=== AVAILABLE DATA ===

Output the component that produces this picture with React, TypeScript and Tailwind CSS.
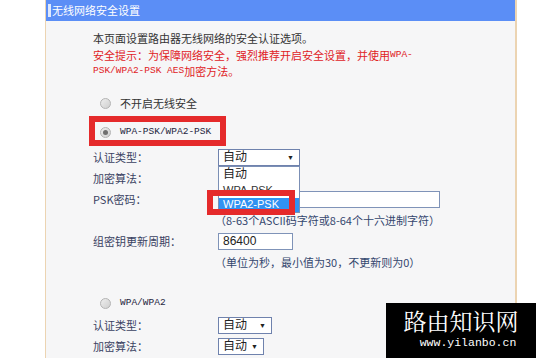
import type { ReactNode } from 'react'

const cjk = "font-['Noto_Sans_CJK_SC',sans-serif]"
const mono = "font-['Liberation_Mono','Noto_Sans_CJK_SC',monospace]"
const arial = "font-['Liberation_Sans','Noto_Sans_CJK_SC',sans-serif]"

function Radio({ checked = false }: { checked?: boolean }) {
  return (
    <span className="flex items-center justify-center w-[11px] h-[11px] rounded-full border border-[#b3b3b3] bg-gradient-to-br from-[#eeeeee] to-[#cfcfcf] flex-shrink-0">
      {checked && <span className="w-[5px] h-[5px] rounded-full bg-[#6f6f6f]" />}
    </span>
  )
}

function Select({ width, children }: { width: string; children?: ReactNode }) {
  return (
    <div className={`relative flex items-center h-[17px] ${width} border border-[#6f82ad] bg-white pl-[4px] pr-[5px] text-[12px] text-[#222] ${arial}`}>
      <span className="leading-none">自动</span>
      <span className="ml-auto text-[7px] leading-none">▼</span>
      {children}
    </div>
  )
}

function Row({ label, children }: { label?: string; children?: ReactNode }) {
  return (
    <div className="flex items-center h-[21px]">
      <span className="w-[125px] flex-shrink-0 text-[#3a4262]">{label}</span>
      {children}
    </div>
  )
}

function Line({ className = '', children }: { className?: string; children: ReactNode }) {
  return <div className={`flex items-center h-[16.5px] whitespace-nowrap ${className}`}>{children}</div>
}

export default function App() {
  return (
    <div className={`relative w-[536px] h-[358px] overflow-hidden bg-white ${cjk}`}>
      <div className="ml-[45px] w-[472px] h-full border-l border-r-2 border-[#ecd4b2] bg-[#f6f6f7]">
        {/* Header */}
        <div className="h-[21px] bg-[#5b8ef6] flex items-center text-white text-[11px]">
          <span className="ml-[2px] w-[3px] h-[13px] bg-white/80" />
          <span className="ml-[1px]">无线网络安全设置</span>
        </div>

        {/* Body */}
        <div className="pl-[47px] pt-[9px] text-[11px] leading-[16.5px]">
          <Line className="text-[#333]">本页面设置路由器无线网络的安全认证选项。</Line>
          <Line className="text-[#e0221f]">
            安全提示：为保障网络安全，强烈推荐开启安全设置，并使用<span className={`${mono} text-[9.5px]`}>WPA-</span>
          </Line>
          <Line className="text-[#e0221f]">
            <span className={`${mono} text-[9.5px]`}>PSK/WPA2-PSK AES</span>加密方法。
          </Line>

          <div className="mt-[13.5px] h-[20px] flex items-center pl-[7px] gap-[9px] text-[#333]">
            <Radio />
            <span>不开启无线安全</span>
          </div>

          <div className="mt-[9px] h-[20px] flex items-center pl-[7px] gap-[9px] text-[#1f2640]">
            <Radio checked />
            <span className={`${mono} text-[9.5px]`}>WPA-PSK/WPA2-PSK</span>
          </div>

          <div className="mt-[4.5px]">
            <Row label="认证类型：">
              <Select width="w-[82px]">
                {/* open dropdown list */}
                <div className={`absolute left-[-1px] top-[16px] w-[82px] border border-[#7b8fb5] bg-white text-[11px] z-10 ${arial}`}>
                  <div className="flex items-center h-[16px] pl-[4px] text-[12px]">自动</div>
                  <div className="flex items-center h-[15px] pl-[4px] text-[#333]">WPA-PSK</div>
                  <div className="flex items-center h-[14px] pl-[4px] bg-[#3092f2] text-white">WPA2-PSK</div>
                </div>
              </Select>
            </Row>
            <Row label="加密算法：" />
            <Row label="PSK密码：">
              <div className="h-[17px] w-[222px] border border-[#7f93b8] bg-white" />
            </Row>
            <Row>
              <span className="ml-[-3px] text-[#34466e]">（8-63个ASCII码字符或8-64个十六进制字符）</span>
            </Row>
            <Row label="组密钥更新周期：">
              <div className={`h-[17px] w-[75px] border border-[#7f93b8] bg-white pl-[4px] flex items-center text-[12px] text-[#222] ${arial}`}>
                86400
              </div>
            </Row>
            <Row>
              <span className="ml-[-3px] text-[#34466e]">（单位为秒，最小值为30，不更新则为0）</span>
            </Row>
          </div>

          <div className="mt-[20.5px] h-[20px] flex items-center pl-[7px] gap-[9px] text-[#1f2640]">
            <Radio />
            <span className={`${mono} text-[9.5px]`}>WPA/WPA2</span>
          </div>

          <div className="mt-[1.5px]">
            <Row label="认证类型：">
              <Select width="w-[54px]" />
            </Row>
            <Row label="加密算法：">
              <Select width="w-[46px]" />
            </Row>
            <Row>
              <div className="self-end h-[2px] w-[200px] bg-[#6f82ad]" />
            </Row>
          </div>
        </div>
      </div>

      {/* Annotation boxes */}
      <div className="absolute left-[89px] top-[116px] w-[137px] h-[30px] border-[6px] border-[#e52a2b]" />
      <div className="absolute left-[207px] top-[190px] w-[88px] h-[25px] border-[6px] border-[#e52a2b] z-20" />

      {/* Watermark */}
      <div className="absolute left-[386px] top-[303px] w-[150px] h-[55px] bg-black text-white flex flex-col items-center">
        <span className="mt-[4px] text-[23px] leading-[28px] font-['Noto_Serif_CJK_SC','Noto_Sans_CJK_SC',serif]">路由知识网</span>
        <span className={`ml-[14px] mt-[1px] text-[11.5px] leading-[14px] ${mono}`}>www.yilanbo.cn</span>
      </div>
    </div>
  )
}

===

# [GOAL]
Replicate the material above verbatim; images stay out of the copy.

# [EXPECTED ANSWER]
Output the component that produces this picture with React, TypeScript and Tailwind CSS.
import type { ReactNode } from 'react'

const cjk = "font-['Noto_Sans_CJK_SC',sans-serif]"
const mono = "font-['Liberation_Mono','Noto_Sans_CJK_SC',monospace]"
const arial = "font-['Liberation_Sans','Noto_Sans_CJK_SC',sans-serif]"

function Radio({ checked = false }: { checked?: boolean }) {
  return (
    <span className="flex items-center justify-center w-[11px] h-[11px] rounded-full border border-[#b3b3b3] bg-gradient-to-br from-[#eeeeee] to-[#cfcfcf] flex-shrink-0">
      {checked && <span className="w-[5px] h-[5px] rounded-full bg-[#6f6f6f]" />}
    </span>
  )
}

function Select({ width, children }: { width: string; children?: ReactNode }) {
  return (
    <div className={`relative flex items-center h-[17px] ${width} border border-[#6f82ad] bg-white pl-[4px] pr-[5px] text-[12px] text-[#222] ${arial}`}>
      <span className="leading-none">自动</span>
      <span className="ml-auto text-[7px] leading-none">▼</span>
      {children}
    </div>
  )
}

function Row({ label, children }: { label?: string; children?: ReactNode }) {
  return (
    <div className="flex items-center h-[21px]">
      <span className="w-[125px] flex-shrink-0 text-[#3a4262]">{label}</span>
      {children}
    </div>
  )
}

function Line({ className = '', children }: { className?: string; children: ReactNode }) {
  return <div className={`flex items-center h-[16.5px] whitespace-nowrap ${className}`}>{children}</div>
}

export default function App() {
  return (
    <div className={`relative w-[536px] h-[358px] overflow-hidden bg-white ${cjk}`}>
      <div className="ml-[45px] w-[472px] h-full border-l border-r-2 border-[#ecd4b2] bg-[#f6f6f7]">
        {/* Header */}
        <div className="h-[21px] bg-[#5b8ef6] flex items-center text-white text-[11px]">
          <span className="ml-[2px] w-[3px] h-[13px] bg-white/80" />
          <span className="ml-[1px]">无线网络安全设置</span>
        </div>

        {/* Body */}
        <div className="pl-[47px] pt-[9px] text-[11px] leading-[16.5px]">
          <Line className="text-[#333]">本页面设置路由器无线网络的安全认证选项。</Line>
          <Line className="text-[#e0221f]">
            安全提示：为保障网络安全，强烈推荐开启安全设置，并使用<span className={`${mono} text-[9.5px]`}>WPA-</span>
          </Line>
          <Line className="text-[#e0221f]">
            <span className={`${mono} text-[9.5px]`}>PSK/WPA2-PSK AES</span>加密方法。
          </Line>

          <div className="mt-[13.5px] h-[20px] flex items-center pl-[7px] gap-[9px] text-[#333]">
            <Radio />
            <span>不开启无线安全</span>
          </div>

          <div className="mt-[9px] h-[20px] flex items-center pl-[7px] gap-[9px] text-[#1f2640]">
            <Radio checked />
            <span className={`${mono} text-[9.5px]`}>WPA-PSK/WPA2-PSK</span>
          </div>

          <div className="mt-[4.5px]">
            <Row label="认证类型：">
              <Select width="w-[82px]">
                {/* open dropdown list */}
                <div className={`absolute left-[-1px] top-[16px] w-[82px] border border-[#7b8fb5] bg-white text-[11px] z-10 ${arial}`}>
                  <div className="flex items-center h-[16px] pl-[4px] text-[12px]">自动</div>
                  <div className="flex items-center h-[15px] pl-[4px] text-[#333]">WPA-PSK</div>
                  <div className="flex items-center h-[14px] pl-[4px] bg-[#3092f2] text-white">WPA2-PSK</div>
                </div>
              </Select>
            </Row>
            <Row label="加密算法：" />
            <Row label="PSK密码：">
              <div className="h-[17px] w-[222px] border border-[#7f93b8] bg-white" />
            </Row>
            <Row>
              <span className="ml-[-3px] text-[#34466e]">（8-63个ASCII码字符或8-64个十六进制字符）</span>
            </Row>
            <Row label="组密钥更新周期：">
              <div className={`h-[17px] w-[75px] border border-[#7f93b8] bg-white pl-[4px] flex items-center text-[12px] text-[#222] ${arial}`}>
                86400
              </div>
            </Row>
            <Row>
              <span className="ml-[-3px] text-[#34466e]">（单位为秒，最小值为30，不更新则为0）</span>
            </Row>
          </div>

          <div className="mt-[20.5px] h-[20px] flex items-center pl-[7px] gap-[9px] text-[#1f2640]">
            <Radio />
            <span className={`${mono} text-[9.5px]`}>WPA/WPA2</span>
          </div>

          <div className="mt-[1.5px]">
            <Row label="认证类型：">
              <Select width="w-[54px]" />
            </Row>
            <Row label="加密算法：">
              <Select width="w-[46px]" />
            </Row>
            <Row>
              <div className="self-end h-[2px] w-[200px] bg-[#6f82ad]" />
            </Row>
          </div>
        </div>
      </div>

      {/* Annotation boxes */}
      <div className="absolute left-[89px] top-[116px] w-[137px] h-[30px] border-[6px] border-[#e52a2b]" />
      <div className="absolute left-[207px] top-[190px] w-[88px] h-[25px] border-[6px] border-[#e52a2b] z-20" />

      {/* Watermark */}
      <div className="absolute left-[386px] top-[303px] w-[150px] h-[55px] bg-black text-white flex flex-col items-center">
        <span className="mt-[4px] text-[23px] leading-[28px] font-['Noto_Serif_CJK_SC','Noto_Sans_CJK_SC',serif]">路由知识网</span>
        <span className={`ml-[14px] mt-[1px] text-[11.5px] leading-[14px] ${mono}`}>www.yilanbo.cn</span>
      </div>
    </div>
  )
}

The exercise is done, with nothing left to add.